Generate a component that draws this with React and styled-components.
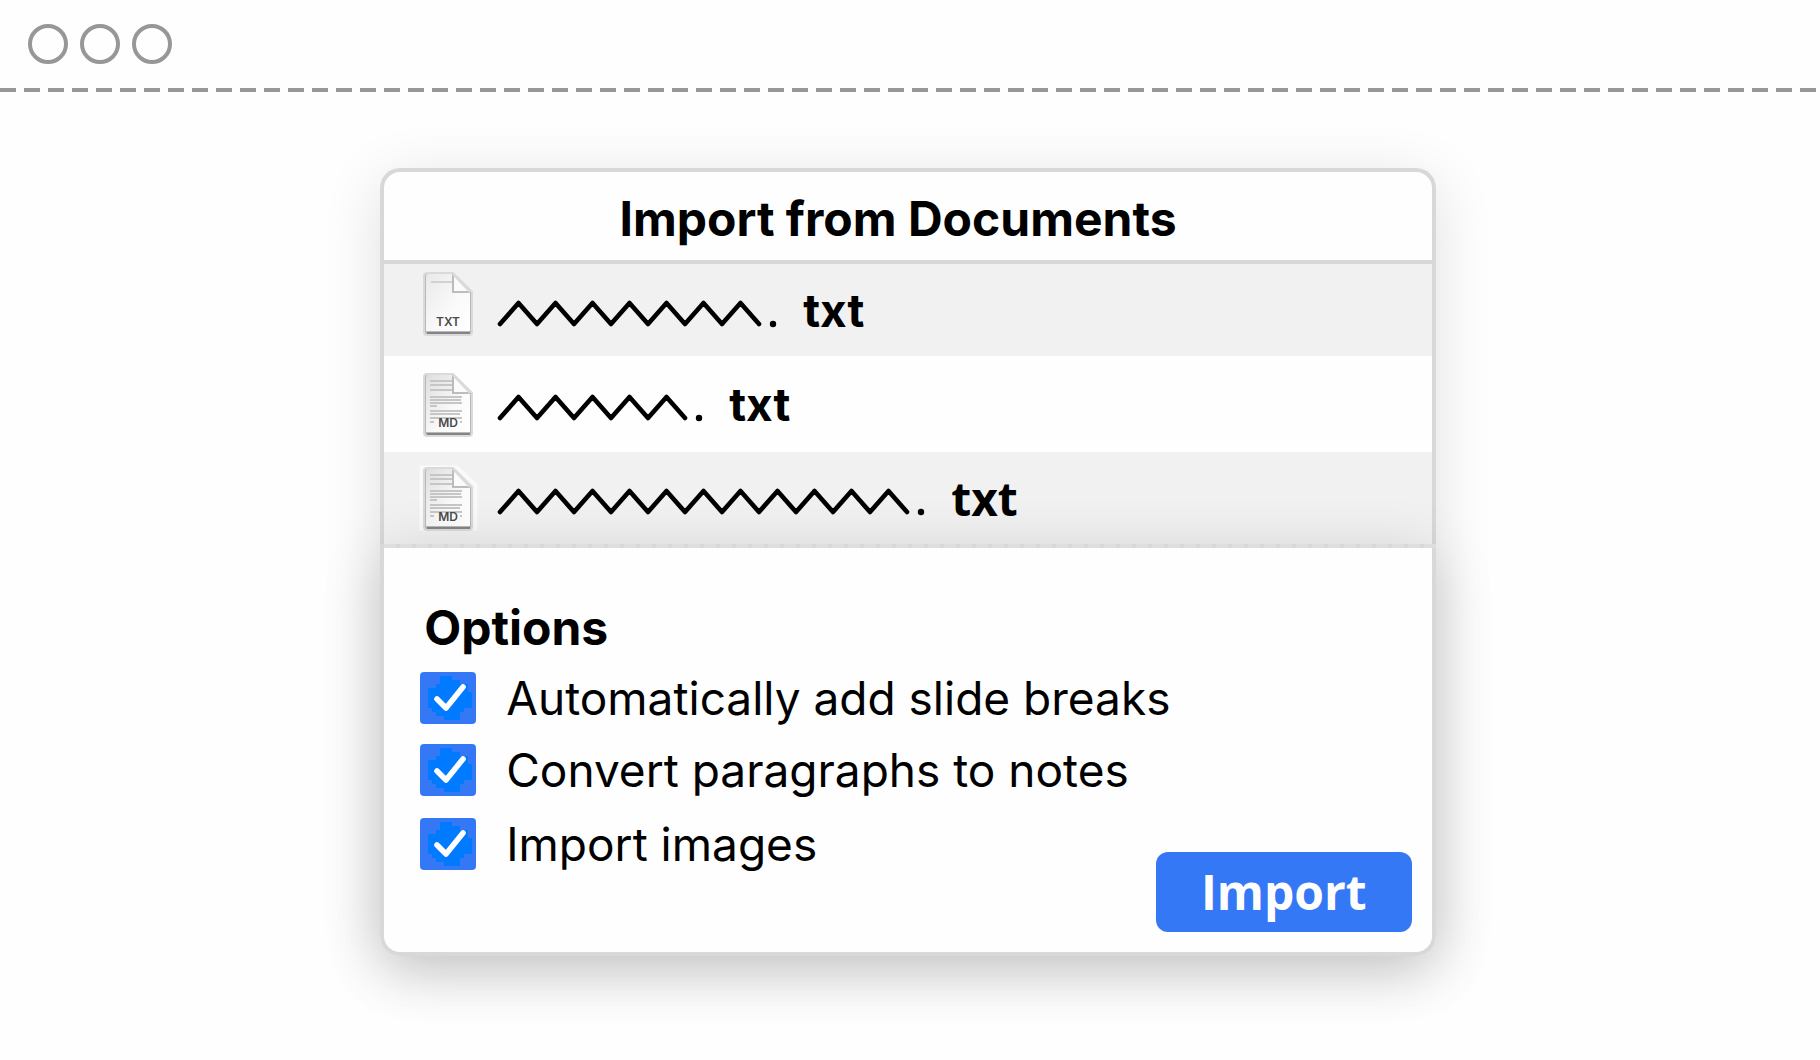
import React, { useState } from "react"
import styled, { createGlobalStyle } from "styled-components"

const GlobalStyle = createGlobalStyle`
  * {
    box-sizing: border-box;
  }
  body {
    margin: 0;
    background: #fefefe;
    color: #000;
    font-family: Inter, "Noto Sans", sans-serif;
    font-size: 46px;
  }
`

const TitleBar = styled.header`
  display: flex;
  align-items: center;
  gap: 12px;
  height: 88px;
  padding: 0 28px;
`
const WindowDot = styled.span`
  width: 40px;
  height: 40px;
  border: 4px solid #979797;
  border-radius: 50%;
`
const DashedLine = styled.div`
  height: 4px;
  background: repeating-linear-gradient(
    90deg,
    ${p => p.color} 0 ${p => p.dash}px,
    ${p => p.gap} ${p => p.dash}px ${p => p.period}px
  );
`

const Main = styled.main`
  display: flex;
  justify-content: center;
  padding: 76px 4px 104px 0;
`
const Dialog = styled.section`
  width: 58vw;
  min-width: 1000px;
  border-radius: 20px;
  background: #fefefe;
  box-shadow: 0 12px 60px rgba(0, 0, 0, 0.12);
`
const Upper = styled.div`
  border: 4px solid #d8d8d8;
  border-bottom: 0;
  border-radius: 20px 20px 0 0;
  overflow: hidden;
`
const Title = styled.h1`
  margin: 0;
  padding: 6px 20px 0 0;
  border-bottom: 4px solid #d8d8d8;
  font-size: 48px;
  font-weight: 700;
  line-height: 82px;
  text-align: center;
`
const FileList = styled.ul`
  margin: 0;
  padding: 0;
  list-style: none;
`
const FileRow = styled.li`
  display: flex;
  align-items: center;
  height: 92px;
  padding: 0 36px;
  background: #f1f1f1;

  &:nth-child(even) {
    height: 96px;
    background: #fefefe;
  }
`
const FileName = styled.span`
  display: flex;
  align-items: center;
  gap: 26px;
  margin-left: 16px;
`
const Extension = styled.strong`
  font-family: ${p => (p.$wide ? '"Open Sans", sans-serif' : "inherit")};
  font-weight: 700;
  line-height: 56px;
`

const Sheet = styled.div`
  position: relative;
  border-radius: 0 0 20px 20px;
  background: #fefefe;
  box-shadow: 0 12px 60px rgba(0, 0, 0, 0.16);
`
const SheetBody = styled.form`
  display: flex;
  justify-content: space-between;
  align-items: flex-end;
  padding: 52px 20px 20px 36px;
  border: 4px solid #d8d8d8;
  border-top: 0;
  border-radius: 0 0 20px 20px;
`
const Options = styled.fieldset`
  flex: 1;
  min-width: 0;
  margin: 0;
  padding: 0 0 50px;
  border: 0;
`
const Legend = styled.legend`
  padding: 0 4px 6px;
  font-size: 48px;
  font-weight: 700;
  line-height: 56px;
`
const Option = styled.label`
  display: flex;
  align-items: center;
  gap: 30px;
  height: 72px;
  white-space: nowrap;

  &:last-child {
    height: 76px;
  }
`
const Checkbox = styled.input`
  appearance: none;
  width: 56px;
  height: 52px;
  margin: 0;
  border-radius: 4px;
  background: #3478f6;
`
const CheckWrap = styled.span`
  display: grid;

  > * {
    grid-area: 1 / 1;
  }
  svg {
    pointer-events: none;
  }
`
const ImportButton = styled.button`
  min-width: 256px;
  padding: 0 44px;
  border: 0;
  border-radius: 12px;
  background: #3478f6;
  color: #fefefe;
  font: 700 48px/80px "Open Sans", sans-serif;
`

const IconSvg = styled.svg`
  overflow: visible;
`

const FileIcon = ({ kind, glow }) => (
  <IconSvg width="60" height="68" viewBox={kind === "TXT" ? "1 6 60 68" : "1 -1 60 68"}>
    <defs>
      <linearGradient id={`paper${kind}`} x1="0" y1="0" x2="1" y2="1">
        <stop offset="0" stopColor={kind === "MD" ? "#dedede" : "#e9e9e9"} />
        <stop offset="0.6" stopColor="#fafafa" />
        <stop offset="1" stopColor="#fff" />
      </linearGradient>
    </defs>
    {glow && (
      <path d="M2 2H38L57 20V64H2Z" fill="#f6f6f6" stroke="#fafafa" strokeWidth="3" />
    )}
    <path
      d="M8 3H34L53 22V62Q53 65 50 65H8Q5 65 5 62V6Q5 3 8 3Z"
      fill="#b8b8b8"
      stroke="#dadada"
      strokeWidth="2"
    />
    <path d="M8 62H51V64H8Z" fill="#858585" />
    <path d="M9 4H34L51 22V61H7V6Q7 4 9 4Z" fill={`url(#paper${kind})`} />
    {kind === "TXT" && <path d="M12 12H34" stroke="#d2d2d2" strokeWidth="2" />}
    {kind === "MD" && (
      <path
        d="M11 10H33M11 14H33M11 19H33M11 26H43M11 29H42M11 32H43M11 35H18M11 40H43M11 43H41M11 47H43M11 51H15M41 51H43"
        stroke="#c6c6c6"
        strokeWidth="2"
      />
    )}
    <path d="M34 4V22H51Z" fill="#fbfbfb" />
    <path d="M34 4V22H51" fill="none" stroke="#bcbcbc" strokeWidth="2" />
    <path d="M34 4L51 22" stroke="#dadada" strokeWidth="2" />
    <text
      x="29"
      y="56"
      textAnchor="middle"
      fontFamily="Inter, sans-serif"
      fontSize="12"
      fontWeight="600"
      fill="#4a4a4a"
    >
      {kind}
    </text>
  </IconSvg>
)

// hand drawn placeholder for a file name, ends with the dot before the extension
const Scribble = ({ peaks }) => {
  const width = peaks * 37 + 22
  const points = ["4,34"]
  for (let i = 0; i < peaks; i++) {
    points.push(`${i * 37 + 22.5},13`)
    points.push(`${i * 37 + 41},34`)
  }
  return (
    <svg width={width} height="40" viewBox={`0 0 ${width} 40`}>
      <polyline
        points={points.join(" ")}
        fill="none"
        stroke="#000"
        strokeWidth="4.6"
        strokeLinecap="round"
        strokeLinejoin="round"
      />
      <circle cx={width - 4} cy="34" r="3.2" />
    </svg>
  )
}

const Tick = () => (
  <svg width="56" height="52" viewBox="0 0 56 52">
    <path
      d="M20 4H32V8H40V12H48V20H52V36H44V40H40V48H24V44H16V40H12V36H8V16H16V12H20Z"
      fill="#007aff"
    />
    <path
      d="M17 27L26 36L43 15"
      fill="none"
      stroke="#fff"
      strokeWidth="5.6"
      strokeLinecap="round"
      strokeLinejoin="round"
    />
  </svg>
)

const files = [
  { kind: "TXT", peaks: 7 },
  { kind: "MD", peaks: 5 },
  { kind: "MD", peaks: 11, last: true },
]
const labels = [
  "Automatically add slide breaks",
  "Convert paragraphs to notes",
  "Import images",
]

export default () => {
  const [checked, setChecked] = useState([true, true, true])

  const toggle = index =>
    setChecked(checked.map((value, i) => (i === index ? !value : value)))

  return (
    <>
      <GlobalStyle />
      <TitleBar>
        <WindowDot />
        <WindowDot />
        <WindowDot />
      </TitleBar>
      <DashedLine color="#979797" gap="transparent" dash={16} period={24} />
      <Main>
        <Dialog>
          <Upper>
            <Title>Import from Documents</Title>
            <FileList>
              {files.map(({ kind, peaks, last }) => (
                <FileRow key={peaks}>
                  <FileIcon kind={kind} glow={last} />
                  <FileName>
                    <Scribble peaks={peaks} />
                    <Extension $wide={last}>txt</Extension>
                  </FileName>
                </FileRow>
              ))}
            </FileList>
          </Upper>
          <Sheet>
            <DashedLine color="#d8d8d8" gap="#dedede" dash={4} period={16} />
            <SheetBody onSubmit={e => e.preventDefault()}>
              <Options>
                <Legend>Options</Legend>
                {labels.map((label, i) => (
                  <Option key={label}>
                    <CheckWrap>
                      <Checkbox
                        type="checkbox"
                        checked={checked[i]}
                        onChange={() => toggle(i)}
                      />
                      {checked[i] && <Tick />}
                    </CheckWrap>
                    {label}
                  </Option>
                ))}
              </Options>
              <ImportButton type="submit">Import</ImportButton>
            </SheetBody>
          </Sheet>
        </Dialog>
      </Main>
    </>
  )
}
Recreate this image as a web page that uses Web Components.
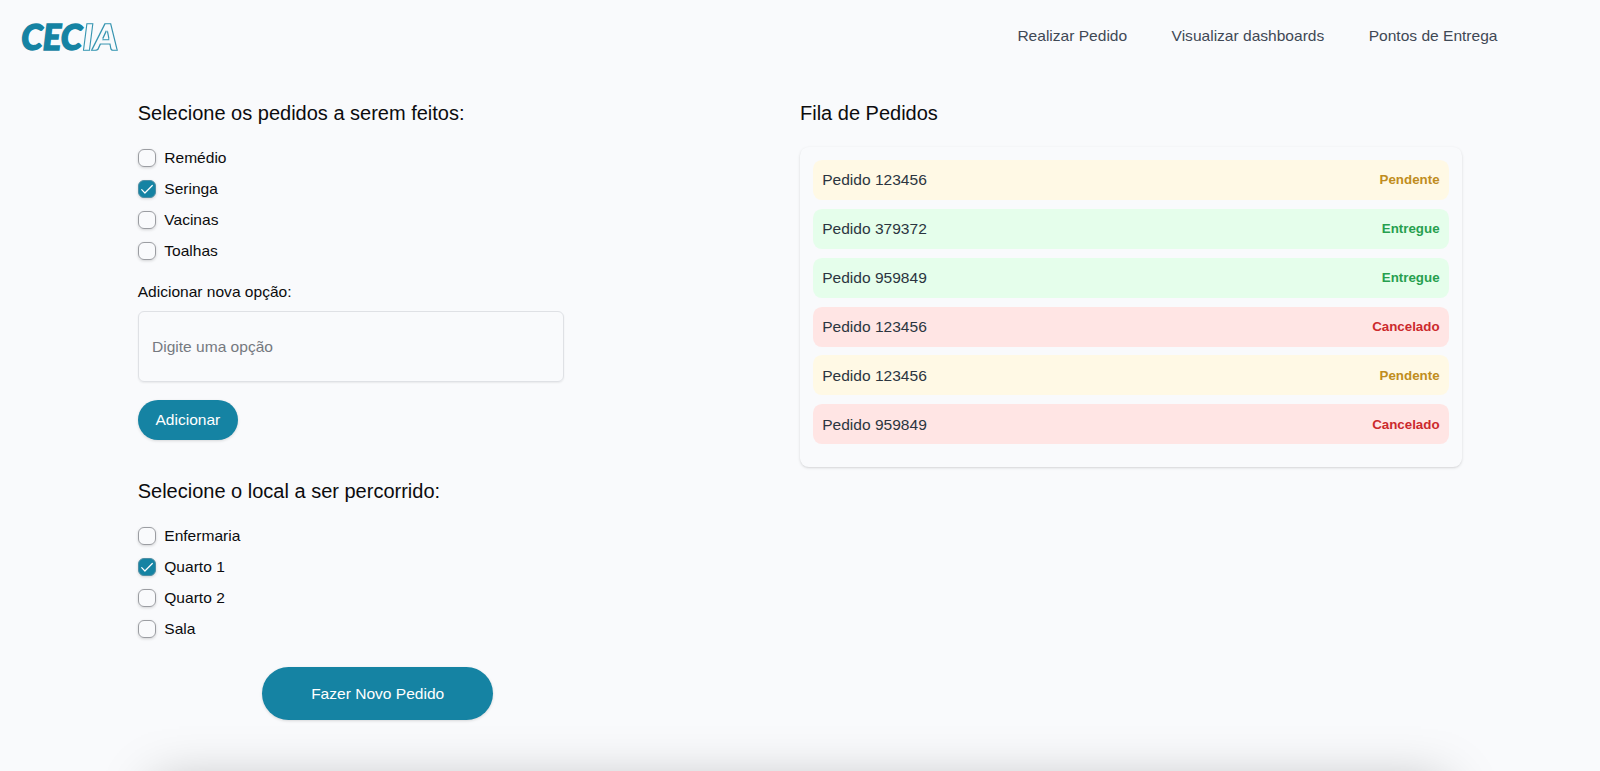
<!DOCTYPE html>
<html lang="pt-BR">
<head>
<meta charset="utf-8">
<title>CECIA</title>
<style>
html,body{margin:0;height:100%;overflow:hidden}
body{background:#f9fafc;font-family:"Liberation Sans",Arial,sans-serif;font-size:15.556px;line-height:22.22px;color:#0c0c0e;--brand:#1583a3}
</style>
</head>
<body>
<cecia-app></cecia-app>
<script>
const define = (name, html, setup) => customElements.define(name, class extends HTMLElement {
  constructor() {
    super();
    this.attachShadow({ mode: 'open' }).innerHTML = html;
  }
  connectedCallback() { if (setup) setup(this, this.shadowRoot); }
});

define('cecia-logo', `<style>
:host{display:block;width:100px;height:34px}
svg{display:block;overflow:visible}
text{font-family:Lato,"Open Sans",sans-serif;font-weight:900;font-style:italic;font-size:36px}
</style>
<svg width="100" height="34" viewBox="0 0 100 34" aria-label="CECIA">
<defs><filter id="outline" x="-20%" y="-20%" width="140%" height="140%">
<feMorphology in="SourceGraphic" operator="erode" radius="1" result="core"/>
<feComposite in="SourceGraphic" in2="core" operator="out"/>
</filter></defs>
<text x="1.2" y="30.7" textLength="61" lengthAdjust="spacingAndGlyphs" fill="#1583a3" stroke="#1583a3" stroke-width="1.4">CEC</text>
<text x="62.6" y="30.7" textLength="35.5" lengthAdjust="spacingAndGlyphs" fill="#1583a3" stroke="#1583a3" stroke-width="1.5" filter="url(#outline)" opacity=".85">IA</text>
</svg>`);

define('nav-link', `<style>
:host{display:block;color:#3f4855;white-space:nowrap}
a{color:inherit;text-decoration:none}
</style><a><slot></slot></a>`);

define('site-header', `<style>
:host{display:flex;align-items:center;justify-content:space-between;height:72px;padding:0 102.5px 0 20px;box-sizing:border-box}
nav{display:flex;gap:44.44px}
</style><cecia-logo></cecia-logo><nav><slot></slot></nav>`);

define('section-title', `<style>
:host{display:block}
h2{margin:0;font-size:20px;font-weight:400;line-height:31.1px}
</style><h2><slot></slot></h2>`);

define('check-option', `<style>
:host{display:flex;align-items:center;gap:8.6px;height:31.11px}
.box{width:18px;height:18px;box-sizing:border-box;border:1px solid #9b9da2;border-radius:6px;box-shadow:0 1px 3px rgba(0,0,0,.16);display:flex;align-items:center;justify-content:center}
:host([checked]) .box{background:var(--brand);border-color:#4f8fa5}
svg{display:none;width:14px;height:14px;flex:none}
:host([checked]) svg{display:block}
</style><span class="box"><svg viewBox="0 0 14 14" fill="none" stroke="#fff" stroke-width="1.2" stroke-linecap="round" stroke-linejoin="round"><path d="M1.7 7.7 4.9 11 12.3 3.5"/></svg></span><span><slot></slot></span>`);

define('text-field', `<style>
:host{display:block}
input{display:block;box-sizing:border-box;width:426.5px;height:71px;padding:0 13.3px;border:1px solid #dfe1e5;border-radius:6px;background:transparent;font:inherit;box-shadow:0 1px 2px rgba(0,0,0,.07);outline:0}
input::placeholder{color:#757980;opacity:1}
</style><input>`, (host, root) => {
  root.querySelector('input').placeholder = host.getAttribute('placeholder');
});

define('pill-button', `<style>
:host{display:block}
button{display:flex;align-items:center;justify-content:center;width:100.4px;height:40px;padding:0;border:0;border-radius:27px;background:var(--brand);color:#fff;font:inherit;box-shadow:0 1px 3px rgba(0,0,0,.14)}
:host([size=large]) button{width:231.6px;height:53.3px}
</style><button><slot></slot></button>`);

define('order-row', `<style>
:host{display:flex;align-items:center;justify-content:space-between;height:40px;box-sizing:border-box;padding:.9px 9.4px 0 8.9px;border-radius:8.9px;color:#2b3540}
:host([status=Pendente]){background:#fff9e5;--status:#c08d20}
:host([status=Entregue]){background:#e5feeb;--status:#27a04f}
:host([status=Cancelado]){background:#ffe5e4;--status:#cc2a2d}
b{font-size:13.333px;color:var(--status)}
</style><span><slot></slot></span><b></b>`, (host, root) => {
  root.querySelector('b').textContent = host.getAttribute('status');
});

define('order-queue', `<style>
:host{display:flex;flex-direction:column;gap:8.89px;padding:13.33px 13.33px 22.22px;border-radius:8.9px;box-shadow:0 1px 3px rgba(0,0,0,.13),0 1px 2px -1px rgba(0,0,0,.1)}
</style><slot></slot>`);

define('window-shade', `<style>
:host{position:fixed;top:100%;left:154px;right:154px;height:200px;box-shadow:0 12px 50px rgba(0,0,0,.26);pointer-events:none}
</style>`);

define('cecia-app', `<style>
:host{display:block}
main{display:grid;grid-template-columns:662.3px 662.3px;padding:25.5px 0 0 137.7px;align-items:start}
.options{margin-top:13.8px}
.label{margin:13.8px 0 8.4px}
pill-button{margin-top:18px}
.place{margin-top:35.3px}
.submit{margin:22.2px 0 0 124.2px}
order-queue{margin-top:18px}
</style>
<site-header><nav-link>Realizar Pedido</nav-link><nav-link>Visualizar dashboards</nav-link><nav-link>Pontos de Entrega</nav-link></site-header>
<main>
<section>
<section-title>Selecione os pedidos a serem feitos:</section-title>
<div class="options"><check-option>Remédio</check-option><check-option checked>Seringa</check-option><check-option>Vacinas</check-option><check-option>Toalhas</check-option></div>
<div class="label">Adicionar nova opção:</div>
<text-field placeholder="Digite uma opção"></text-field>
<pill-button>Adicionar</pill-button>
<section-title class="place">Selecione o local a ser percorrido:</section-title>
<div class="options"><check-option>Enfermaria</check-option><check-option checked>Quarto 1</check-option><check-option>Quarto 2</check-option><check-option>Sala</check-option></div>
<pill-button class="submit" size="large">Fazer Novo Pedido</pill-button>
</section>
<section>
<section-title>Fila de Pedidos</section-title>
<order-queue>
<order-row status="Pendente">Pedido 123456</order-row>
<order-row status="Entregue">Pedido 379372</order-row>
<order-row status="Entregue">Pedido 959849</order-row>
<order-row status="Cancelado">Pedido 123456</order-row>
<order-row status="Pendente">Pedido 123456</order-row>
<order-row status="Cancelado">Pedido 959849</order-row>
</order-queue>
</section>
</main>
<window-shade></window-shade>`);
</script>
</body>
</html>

──────────────────────────────

*DIRECTIVE*.
Show the lines where the word "this" appears in the entries.

*OUTPUT OF THE TASK*.
Generate a component that draws this with React and styled-components.
Recreate this image as a web page that uses Web Components.
    this.attachShadow({ mode: 'open' }).innerHTML = html;
  connectedCallback() { if (setup) setup(this, this.shadowRoot); }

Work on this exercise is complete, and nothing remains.